§ Data extract:
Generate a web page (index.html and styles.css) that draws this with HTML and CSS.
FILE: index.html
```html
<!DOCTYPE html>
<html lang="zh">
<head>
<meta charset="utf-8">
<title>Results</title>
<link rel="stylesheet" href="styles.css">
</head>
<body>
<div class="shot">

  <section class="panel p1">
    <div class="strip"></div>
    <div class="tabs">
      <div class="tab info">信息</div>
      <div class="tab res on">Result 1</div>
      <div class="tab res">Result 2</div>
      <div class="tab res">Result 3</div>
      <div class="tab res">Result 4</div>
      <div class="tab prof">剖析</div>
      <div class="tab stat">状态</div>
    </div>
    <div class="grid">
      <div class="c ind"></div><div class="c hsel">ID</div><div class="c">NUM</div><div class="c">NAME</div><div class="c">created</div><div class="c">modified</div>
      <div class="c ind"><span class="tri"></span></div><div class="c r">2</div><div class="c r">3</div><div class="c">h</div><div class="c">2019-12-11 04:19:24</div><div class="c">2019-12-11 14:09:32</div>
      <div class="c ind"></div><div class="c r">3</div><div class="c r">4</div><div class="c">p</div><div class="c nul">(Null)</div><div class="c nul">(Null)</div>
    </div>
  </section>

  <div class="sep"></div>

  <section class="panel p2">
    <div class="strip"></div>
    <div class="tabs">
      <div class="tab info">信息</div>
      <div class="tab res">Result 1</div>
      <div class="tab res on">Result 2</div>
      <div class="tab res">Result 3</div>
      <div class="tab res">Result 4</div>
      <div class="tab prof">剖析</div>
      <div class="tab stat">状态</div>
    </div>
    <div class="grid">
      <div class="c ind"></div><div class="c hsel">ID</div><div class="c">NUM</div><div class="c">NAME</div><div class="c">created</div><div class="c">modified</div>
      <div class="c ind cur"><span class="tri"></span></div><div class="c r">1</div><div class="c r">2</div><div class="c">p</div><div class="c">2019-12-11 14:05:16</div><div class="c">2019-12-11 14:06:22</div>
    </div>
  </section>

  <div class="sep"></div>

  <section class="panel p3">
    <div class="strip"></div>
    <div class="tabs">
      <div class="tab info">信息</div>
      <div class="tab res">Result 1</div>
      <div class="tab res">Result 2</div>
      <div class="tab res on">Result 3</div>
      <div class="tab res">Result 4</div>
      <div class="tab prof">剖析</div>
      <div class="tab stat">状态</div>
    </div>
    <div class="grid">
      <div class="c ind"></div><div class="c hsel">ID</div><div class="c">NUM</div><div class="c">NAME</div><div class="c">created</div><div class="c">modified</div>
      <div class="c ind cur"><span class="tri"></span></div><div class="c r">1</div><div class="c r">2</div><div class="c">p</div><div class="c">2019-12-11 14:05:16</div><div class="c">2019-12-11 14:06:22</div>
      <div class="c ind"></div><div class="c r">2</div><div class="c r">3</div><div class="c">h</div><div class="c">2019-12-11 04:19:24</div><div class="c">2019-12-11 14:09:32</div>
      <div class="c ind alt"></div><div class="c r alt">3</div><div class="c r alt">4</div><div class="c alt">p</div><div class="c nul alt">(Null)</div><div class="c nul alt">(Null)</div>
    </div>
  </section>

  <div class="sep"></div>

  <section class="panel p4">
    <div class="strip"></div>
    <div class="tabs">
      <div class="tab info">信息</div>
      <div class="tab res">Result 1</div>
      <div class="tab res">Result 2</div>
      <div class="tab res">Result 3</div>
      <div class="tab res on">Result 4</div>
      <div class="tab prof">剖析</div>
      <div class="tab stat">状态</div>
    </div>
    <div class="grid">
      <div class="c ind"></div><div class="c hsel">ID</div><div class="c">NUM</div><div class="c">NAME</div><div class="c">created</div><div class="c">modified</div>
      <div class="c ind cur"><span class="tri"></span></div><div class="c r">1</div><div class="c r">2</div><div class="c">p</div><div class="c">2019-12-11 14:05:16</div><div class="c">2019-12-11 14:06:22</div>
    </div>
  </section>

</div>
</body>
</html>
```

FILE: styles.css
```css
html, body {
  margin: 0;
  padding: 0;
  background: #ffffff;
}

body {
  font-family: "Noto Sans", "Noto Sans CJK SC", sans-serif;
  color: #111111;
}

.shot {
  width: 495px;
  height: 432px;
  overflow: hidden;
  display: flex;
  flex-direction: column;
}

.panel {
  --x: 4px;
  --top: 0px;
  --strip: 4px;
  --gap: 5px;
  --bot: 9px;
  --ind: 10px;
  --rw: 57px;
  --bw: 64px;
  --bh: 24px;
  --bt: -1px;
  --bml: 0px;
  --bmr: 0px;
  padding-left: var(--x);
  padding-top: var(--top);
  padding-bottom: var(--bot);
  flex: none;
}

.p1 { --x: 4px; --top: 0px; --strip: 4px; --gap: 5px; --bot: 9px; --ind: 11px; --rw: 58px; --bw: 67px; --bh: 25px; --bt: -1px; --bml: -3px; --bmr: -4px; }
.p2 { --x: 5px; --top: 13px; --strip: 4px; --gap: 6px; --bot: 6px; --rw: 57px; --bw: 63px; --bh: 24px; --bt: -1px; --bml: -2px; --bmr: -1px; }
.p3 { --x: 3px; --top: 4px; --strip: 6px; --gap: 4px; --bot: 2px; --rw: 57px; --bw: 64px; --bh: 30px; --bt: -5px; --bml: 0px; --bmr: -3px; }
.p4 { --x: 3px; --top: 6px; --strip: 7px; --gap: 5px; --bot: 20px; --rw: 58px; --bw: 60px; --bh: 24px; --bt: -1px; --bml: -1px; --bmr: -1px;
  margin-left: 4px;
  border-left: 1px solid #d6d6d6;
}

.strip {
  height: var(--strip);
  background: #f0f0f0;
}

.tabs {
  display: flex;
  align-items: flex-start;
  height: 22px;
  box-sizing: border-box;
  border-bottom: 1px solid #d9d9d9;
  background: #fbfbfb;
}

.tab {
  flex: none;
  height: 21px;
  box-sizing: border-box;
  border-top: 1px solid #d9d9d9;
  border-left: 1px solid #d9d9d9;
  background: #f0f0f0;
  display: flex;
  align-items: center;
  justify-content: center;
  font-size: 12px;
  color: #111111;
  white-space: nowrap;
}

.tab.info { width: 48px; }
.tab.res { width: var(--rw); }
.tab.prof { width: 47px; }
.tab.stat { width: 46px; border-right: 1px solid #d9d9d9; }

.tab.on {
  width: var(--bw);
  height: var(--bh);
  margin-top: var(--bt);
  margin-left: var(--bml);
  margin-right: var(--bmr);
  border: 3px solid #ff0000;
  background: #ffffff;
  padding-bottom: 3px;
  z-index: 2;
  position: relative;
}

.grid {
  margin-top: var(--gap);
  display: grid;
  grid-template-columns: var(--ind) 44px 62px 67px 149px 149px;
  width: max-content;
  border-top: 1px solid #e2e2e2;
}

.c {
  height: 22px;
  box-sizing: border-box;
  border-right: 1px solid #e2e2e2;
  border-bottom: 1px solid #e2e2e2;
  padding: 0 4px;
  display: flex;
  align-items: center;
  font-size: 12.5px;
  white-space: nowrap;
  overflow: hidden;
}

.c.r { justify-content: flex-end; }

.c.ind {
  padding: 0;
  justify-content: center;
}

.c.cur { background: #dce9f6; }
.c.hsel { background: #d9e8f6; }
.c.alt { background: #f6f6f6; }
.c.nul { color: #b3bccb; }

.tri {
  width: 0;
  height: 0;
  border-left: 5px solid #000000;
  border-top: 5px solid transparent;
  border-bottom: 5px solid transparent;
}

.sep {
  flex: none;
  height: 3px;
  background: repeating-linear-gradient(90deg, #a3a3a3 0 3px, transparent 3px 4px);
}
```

§ Problem requirements:
All of the data needs to be printed once more, exactly.

§ The reply:
Generate a web page (index.html and styles.css) that draws this with HTML and CSS.
FILE: index.html
```html
<!DOCTYPE html>
<html lang="zh">
<head>
<meta charset="utf-8">
<title>Results</title>
<link rel="stylesheet" href="styles.css">
</head>
<body>
<div class="shot">

  <section class="panel p1">
    <div class="strip"></div>
    <div class="tabs">
      <div class="tab info">信息</div>
      <div class="tab res on">Result 1</div>
      <div class="tab res">Result 2</div>
      <div class="tab res">Result 3</div>
      <div class="tab res">Result 4</div>
      <div class="tab prof">剖析</div>
      <div class="tab stat">状态</div>
    </div>
    <div class="grid">
      <div class="c ind"></div><div class="c hsel">ID</div><div class="c">NUM</div><div class="c">NAME</div><div class="c">created</div><div class="c">modified</div>
      <div class="c ind"><span class="tri"></span></div><div class="c r">2</div><div class="c r">3</div><div class="c">h</div><div class="c">2019-12-11 04:19:24</div><div class="c">2019-12-11 14:09:32</div>
      <div class="c ind"></div><div class="c r">3</div><div class="c r">4</div><div class="c">p</div><div class="c nul">(Null)</div><div class="c nul">(Null)</div>
    </div>
  </section>

  <div class="sep"></div>

  <section class="panel p2">
    <div class="strip"></div>
    <div class="tabs">
      <div class="tab info">信息</div>
      <div class="tab res">Result 1</div>
      <div class="tab res on">Result 2</div>
      <div class="tab res">Result 3</div>
      <div class="tab res">Result 4</div>
      <div class="tab prof">剖析</div>
      <div class="tab stat">状态</div>
    </div>
    <div class="grid">
      <div class="c ind"></div><div class="c hsel">ID</div><div class="c">NUM</div><div class="c">NAME</div><div class="c">created</div><div class="c">modified</div>
      <div class="c ind cur"><span class="tri"></span></div><div class="c r">1</div><div class="c r">2</div><div class="c">p</div><div class="c">2019-12-11 14:05:16</div><div class="c">2019-12-11 14:06:22</div>
    </div>
  </section>

  <div class="sep"></div>

  <section class="panel p3">
    <div class="strip"></div>
    <div class="tabs">
      <div class="tab info">信息</div>
      <div class="tab res">Result 1</div>
      <div class="tab res">Result 2</div>
      <div class="tab res on">Result 3</div>
      <div class="tab res">Result 4</div>
      <div class="tab prof">剖析</div>
      <div class="tab stat">状态</div>
    </div>
    <div class="grid">
      <div class="c ind"></div><div class="c hsel">ID</div><div class="c">NUM</div><div class="c">NAME</div><div class="c">created</div><div class="c">modified</div>
      <div class="c ind cur"><span class="tri"></span></div><div class="c r">1</div><div class="c r">2</div><div class="c">p</div><div class="c">2019-12-11 14:05:16</div><div class="c">2019-12-11 14:06:22</div>
      <div class="c ind"></div><div class="c r">2</div><div class="c r">3</div><div class="c">h</div><div class="c">2019-12-11 04:19:24</div><div class="c">2019-12-11 14:09:32</div>
      <div class="c ind alt"></div><div class="c r alt">3</div><div class="c r alt">4</div><div class="c alt">p</div><div class="c nul alt">(Null)</div><div class="c nul alt">(Null)</div>
    </div>
  </section>

  <div class="sep"></div>

  <section class="panel p4">
    <div class="strip"></div>
    <div class="tabs">
      <div class="tab info">信息</div>
      <div class="tab res">Result 1</div>
      <div class="tab res">Result 2</div>
      <div class="tab res">Result 3</div>
      <div class="tab res on">Result 4</div>
      <div class="tab prof">剖析</div>
      <div class="tab stat">状态</div>
    </div>
    <div class="grid">
      <div class="c ind"></div><div class="c hsel">ID</div><div class="c">NUM</div><div class="c">NAME</div><div class="c">created</div><div class="c">modified</div>
      <div class="c ind cur"><span class="tri"></span></div><div class="c r">1</div><div class="c r">2</div><div class="c">p</div><div class="c">2019-12-11 14:05:16</div><div class="c">2019-12-11 14:06:22</div>
    </div>
  </section>

</div>
</body>
</html>
```

FILE: styles.css
```css
html, body {
  margin: 0;
  padding: 0;
  background: #ffffff;
}

body {
  font-family: "Noto Sans", "Noto Sans CJK SC", sans-serif;
  color: #111111;
}

.shot {
  width: 495px;
  height: 432px;
  overflow: hidden;
  display: flex;
  flex-direction: column;
}

.panel {
  --x: 4px;
  --top: 0px;
  --strip: 4px;
  --gap: 5px;
  --bot: 9px;
  --ind: 10px;
  --rw: 57px;
  --bw: 64px;
  --bh: 24px;
  --bt: -1px;
  --bml: 0px;
  --bmr: 0px;
  padding-left: var(--x);
  padding-top: var(--top);
  padding-bottom: var(--bot);
  flex: none;
}

.p1 { --x: 4px; --top: 0px; --strip: 4px; --gap: 5px; --bot: 9px; --ind: 11px; --rw: 58px; --bw: 67px; --bh: 25px; --bt: -1px; --bml: -3px; --bmr: -4px; }
.p2 { --x: 5px; --top: 13px; --strip: 4px; --gap: 6px; --bot: 6px; --rw: 57px; --bw: 63px; --bh: 24px; --bt: -1px; --bml: -2px; --bmr: -1px; }
.p3 { --x: 3px; --top: 4px; --strip: 6px; --gap: 4px; --bot: 2px; --rw: 57px; --bw: 64px; --bh: 30px; --bt: -5px; --bml: 0px; --bmr: -3px; }
.p4 { --x: 3px; --top: 6px; --strip: 7px; --gap: 5px; --bot: 20px; --rw: 58px; --bw: 60px; --bh: 24px; --bt: -1px; --bml: -1px; --bmr: -1px;
  margin-left: 4px;
  border-left: 1px solid #d6d6d6;
}

.strip {
  height: var(--strip);
  background: #f0f0f0;
}

.tabs {
  display: flex;
  align-items: flex-start;
  height: 22px;
  box-sizing: border-box;
  border-bottom: 1px solid #d9d9d9;
  background: #fbfbfb;
}

.tab {
  flex: none;
  height: 21px;
  box-sizing: border-box;
  border-top: 1px solid #d9d9d9;
  border-left: 1px solid #d9d9d9;
  background: #f0f0f0;
  display: flex;
  align-items: center;
  justify-content: center;
  font-size: 12px;
  color: #111111;
  white-space: nowrap;
}

.tab.info { width: 48px; }
.tab.res { width: var(--rw); }
.tab.prof { width: 47px; }
.tab.stat { width: 46px; border-right: 1px solid #d9d9d9; }

.tab.on {
  width: var(--bw);
  height: var(--bh);
  margin-top: var(--bt);
  margin-left: var(--bml);
  margin-right: var(--bmr);
  border: 3px solid #ff0000;
  background: #ffffff;
  padding-bottom: 3px;
  z-index: 2;
  position: relative;
}

.grid {
  margin-top: var(--gap);
  display: grid;
  grid-template-columns: var(--ind) 44px 62px 67px 149px 149px;
  width: max-content;
  border-top: 1px solid #e2e2e2;
}

.c {
  height: 22px;
  box-sizing: border-box;
  border-right: 1px solid #e2e2e2;
  border-bottom: 1px solid #e2e2e2;
  padding: 0 4px;
  display: flex;
  align-items: center;
  font-size: 12.5px;
  white-space: nowrap;
  overflow: hidden;
}

.c.r { justify-content: flex-end; }

.c.ind {
  padding: 0;
  justify-content: center;
}

.c.cur { background: #dce9f6; }
.c.hsel { background: #d9e8f6; }
.c.alt { background: #f6f6f6; }
.c.nul { color: #b3bccb; }

.tri {
  width: 0;
  height: 0;
  border-left: 5px solid #000000;
  border-top: 5px solid transparent;
  border-bottom: 5px solid transparent;
}

.sep {
  flex: none;
  height: 3px;
  background: repeating-linear-gradient(90deg, #a3a3a3 0 3px, transparent 3px 4px);
}
```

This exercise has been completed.